María parece francamente enojada...
—Fanny era una acosadora. Como toda señora que queda viviendo con un señor mayor, pensaba... no sé cuáles serían las historias de ella. No quiero hablar de ese tema, no tiene mucho sentido. Ha sido llevado y traído tantas veces. Como mujer, vos podés comprenderme a mí mejor que un periodista hombre. Tenés que darte cuenta del dolor que yo tengo adentro porque vos has vivido en Argentina y sabés perfectamente lo que ha sido mi vida tan traída, llevada e inventada por la prensa. No quiero hablar de todo eso porque para mí es escoria.
—Bueno, los comentarios de Fanny sobre vos que yo he leído no me parecen insultantes...

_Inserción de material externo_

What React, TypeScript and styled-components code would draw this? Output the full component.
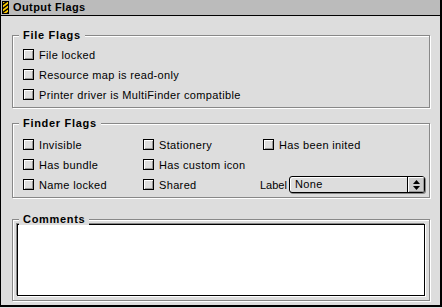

—Vemos cosas distintas. Una señora, por ejemplo, que se negaba a cocinarle, por lo que teníamos que comer todas las noches afuera. Una señora que, según ella misma cuenta, le hizo perder un viaje a París porque no quiso llevarle el pasaporte hasta Ezeiza. Si a vos tu mucama te hace eso, vos la despedís. ¿O no?
María ha perdido su calma oriental.
—En realidad, nunca me he visto, por suerte, en la obligación de despedir a nadie. Pero no quiero molestarte y quiero, en cambio, que me cuentes también qué música prefería Borges.
—Era muy ecléctico. Le gustaban Brahms, la milonga, los tangos de la guardia vieja, los negrospirituals. También, mucho, Los Beatles, los Rolling Stones y –aquí María vuelve a la placidez y se ríe–: ...y Pink Floyd. ¿Sabés por qué? Borges decía que le daba mucha fuerza.